» DATA EXTRACT:
-- Begin --

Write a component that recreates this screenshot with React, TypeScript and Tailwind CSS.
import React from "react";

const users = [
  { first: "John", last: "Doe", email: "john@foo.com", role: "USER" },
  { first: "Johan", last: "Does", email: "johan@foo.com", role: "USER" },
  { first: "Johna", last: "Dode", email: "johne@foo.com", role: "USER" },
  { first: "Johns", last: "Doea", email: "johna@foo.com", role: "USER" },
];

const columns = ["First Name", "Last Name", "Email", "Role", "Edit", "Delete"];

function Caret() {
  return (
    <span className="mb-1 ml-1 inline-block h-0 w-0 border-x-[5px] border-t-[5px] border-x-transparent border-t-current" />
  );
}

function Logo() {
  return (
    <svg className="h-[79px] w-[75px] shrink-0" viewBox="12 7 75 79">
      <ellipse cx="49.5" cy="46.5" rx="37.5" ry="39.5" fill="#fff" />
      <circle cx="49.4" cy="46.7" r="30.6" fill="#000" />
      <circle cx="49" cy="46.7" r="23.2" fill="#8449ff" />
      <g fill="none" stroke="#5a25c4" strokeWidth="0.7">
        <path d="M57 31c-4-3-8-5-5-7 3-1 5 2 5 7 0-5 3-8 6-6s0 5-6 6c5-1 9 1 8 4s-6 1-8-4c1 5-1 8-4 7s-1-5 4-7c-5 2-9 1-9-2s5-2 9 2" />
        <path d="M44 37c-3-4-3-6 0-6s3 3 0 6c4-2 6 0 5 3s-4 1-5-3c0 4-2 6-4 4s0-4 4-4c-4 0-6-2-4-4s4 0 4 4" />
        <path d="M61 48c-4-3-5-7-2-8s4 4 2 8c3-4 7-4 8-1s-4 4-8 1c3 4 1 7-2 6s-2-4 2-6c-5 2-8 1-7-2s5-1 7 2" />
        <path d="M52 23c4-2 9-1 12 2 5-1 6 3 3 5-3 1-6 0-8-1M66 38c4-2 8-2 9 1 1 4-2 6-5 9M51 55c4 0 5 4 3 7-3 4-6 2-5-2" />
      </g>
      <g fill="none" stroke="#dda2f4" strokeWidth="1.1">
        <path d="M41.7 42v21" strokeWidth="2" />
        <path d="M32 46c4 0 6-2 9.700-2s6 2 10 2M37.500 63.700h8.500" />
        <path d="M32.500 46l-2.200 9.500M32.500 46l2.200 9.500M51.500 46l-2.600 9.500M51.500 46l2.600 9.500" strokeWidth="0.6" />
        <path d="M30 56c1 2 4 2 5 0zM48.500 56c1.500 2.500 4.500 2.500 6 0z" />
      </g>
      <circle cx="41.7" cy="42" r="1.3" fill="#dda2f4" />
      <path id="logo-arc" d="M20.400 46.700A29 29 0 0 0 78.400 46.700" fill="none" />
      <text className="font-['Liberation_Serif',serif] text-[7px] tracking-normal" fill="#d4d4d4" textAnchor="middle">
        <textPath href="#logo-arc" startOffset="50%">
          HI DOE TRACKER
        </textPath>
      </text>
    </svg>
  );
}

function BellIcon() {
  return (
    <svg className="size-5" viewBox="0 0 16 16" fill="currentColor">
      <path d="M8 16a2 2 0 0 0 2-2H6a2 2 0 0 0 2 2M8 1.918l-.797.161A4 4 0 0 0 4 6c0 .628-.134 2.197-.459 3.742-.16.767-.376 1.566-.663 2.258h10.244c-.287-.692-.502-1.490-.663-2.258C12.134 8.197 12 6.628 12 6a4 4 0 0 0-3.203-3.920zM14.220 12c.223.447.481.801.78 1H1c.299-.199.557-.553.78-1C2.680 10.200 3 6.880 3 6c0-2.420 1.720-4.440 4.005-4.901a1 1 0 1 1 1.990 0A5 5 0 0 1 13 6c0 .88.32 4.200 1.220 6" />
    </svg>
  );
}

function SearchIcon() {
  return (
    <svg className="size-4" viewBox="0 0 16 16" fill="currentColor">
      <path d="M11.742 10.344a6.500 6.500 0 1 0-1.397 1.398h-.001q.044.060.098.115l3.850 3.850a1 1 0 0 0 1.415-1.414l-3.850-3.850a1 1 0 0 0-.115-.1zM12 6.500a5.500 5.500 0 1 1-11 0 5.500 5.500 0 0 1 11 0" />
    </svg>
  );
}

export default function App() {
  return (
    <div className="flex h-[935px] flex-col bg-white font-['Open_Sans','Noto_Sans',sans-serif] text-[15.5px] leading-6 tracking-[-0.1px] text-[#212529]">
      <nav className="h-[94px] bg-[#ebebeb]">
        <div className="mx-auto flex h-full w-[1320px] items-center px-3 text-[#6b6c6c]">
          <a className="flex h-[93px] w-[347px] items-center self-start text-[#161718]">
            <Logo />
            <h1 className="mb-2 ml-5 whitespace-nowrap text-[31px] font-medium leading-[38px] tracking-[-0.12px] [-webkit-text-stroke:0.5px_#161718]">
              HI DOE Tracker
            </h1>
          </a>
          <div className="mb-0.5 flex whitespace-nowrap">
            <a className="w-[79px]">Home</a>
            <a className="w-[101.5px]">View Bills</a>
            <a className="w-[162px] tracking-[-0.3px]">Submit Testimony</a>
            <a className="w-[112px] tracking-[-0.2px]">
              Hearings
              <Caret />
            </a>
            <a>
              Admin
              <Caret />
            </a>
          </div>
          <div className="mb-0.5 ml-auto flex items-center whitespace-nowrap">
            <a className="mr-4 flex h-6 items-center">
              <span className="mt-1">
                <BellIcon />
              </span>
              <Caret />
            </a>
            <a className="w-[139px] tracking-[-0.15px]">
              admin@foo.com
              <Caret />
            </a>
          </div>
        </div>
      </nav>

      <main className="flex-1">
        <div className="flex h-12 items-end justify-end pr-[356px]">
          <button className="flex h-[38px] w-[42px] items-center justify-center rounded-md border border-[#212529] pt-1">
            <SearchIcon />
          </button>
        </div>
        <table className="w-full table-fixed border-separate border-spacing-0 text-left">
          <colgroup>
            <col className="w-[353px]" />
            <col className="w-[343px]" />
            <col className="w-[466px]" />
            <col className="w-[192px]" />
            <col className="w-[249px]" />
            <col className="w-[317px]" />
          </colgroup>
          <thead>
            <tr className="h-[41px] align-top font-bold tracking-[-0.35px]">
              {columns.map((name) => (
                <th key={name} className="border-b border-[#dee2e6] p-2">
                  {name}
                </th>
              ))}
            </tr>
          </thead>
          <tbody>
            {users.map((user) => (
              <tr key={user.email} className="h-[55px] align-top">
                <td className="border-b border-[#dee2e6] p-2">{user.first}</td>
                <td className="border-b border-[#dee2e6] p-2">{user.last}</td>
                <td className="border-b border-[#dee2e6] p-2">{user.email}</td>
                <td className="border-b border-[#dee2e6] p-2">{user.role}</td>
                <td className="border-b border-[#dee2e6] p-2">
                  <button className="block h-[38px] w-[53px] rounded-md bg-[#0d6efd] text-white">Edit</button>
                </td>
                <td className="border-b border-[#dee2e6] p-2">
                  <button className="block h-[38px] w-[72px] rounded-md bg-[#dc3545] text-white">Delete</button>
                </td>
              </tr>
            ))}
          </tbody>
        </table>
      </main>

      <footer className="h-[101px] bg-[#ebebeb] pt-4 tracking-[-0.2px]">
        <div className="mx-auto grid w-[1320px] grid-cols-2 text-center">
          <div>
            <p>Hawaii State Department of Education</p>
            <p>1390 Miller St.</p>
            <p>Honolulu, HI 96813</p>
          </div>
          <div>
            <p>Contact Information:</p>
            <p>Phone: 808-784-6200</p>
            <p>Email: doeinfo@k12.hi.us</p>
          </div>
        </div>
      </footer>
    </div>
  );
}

-- End --
-- Begin --

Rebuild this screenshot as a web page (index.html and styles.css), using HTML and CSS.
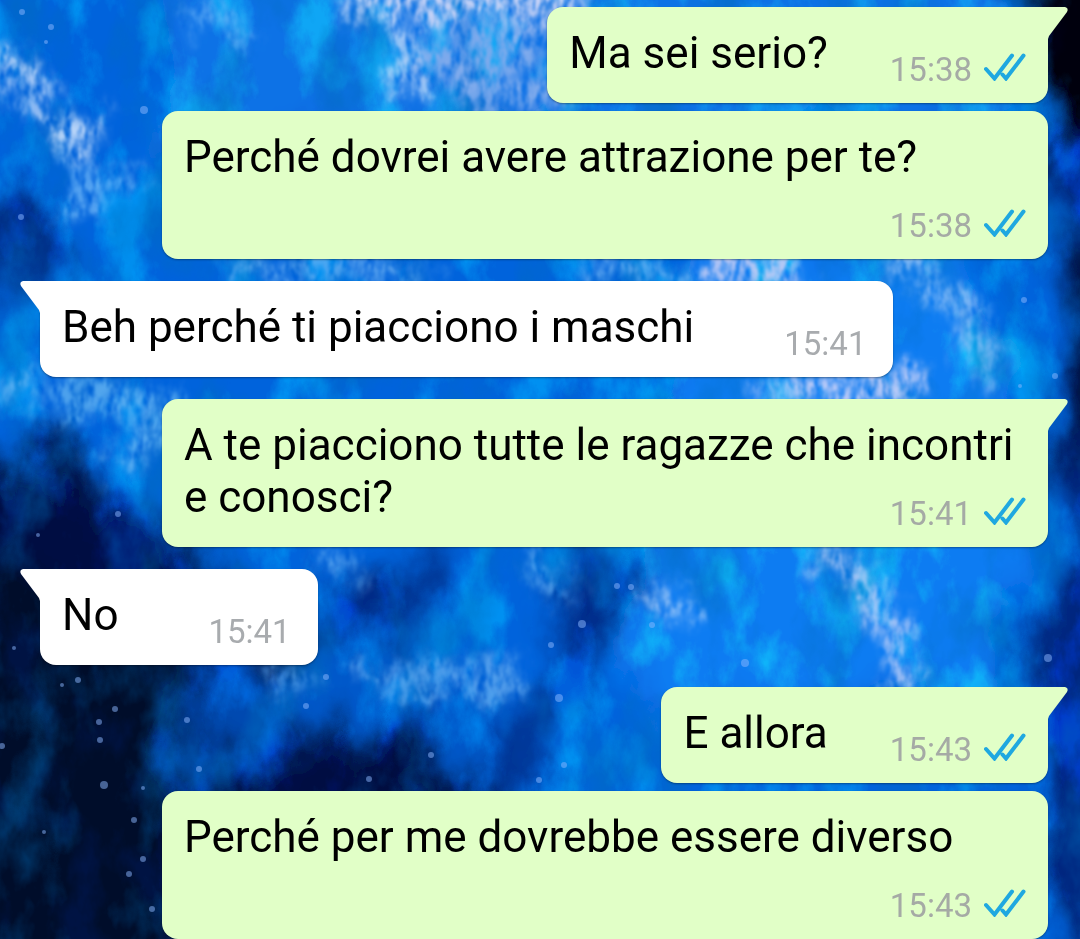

-- End --

In the records above, find each line with the word "this" and copy it.

Write a component that recreates this screenshot with React, TypeScript and Tailwind CSS.
Rebuild this screenshot as a web page (index.html and styles.css), using HTML and CSS.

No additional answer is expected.